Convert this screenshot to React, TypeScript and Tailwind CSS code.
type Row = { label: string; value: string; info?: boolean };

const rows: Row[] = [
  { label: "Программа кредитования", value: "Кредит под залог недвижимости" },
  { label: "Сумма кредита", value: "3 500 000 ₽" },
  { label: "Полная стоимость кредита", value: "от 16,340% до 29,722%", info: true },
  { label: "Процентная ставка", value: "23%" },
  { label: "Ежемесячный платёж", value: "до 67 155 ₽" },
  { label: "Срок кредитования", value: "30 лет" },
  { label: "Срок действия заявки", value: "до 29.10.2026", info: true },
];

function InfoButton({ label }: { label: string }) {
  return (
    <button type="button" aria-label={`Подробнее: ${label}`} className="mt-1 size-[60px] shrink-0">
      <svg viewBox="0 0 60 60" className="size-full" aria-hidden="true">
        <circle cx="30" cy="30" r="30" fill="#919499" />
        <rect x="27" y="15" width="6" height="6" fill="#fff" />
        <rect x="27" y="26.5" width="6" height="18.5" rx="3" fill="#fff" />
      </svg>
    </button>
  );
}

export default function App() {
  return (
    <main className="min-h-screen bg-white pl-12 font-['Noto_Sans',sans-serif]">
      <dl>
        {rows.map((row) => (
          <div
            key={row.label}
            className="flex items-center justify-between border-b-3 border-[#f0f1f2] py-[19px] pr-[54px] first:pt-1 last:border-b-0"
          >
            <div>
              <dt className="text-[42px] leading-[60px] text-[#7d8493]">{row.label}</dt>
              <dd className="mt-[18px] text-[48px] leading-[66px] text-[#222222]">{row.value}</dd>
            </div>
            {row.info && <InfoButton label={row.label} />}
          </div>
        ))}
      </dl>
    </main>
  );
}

#####

WORK TO COMPLETE: Extract each line from the listing above, please, and repeat it exactly.

RESULT OF THIS TASK:
Convert this screenshot to React, TypeScript and Tailwind CSS code.
type Row = { label: string; value: string; info?: boolean };

const rows: Row[] = [
  { label: "Программа кредитования", value: "Кредит под залог недвижимости" },
  { label: "Сумма кредита", value: "3 500 000 ₽" },
  { label: "Полная стоимость кредита", value: "от 16,340% до 29,722%", info: true },
  { label: "Процентная ставка", value: "23%" },
  { label: "Ежемесячный платёж", value: "до 67 155 ₽" },
  { label: "Срок кредитования", value: "30 лет" },
  { label: "Срок действия заявки", value: "до 29.10.2026", info: true },
];

function InfoButton({ label }: { label: string }) {
  return (
    <button type="button" aria-label={`Подробнее: ${label}`} className="mt-1 size-[60px] shrink-0">
      <svg viewBox="0 0 60 60" className="size-full" aria-hidden="true">
        <circle cx="30" cy="30" r="30" fill="#919499" />
        <rect x="27" y="15" width="6" height="6" fill="#fff" />
        <rect x="27" y="26.5" width="6" height="18.5" rx="3" fill="#fff" />
      </svg>
    </button>
  );
}

export default function App() {
  return (
    <main className="min-h-screen bg-white pl-12 font-['Noto_Sans',sans-serif]">
      <dl>
        {rows.map((row) => (
          <div
            key={row.label}
            className="flex items-center justify-between border-b-3 border-[#f0f1f2] py-[19px] pr-[54px] first:pt-1 last:border-b-0"
          >
            <div>
              <dt className="text-[42px] leading-[60px] text-[#7d8493]">{row.label}</dt>
              <dd className="mt-[18px] text-[48px] leading-[66px] text-[#222222]">{row.value}</dd>
            </div>
            {row.info && <InfoButton label={row.label} />}
          </div>
        ))}
      </dl>
    </main>
  );
}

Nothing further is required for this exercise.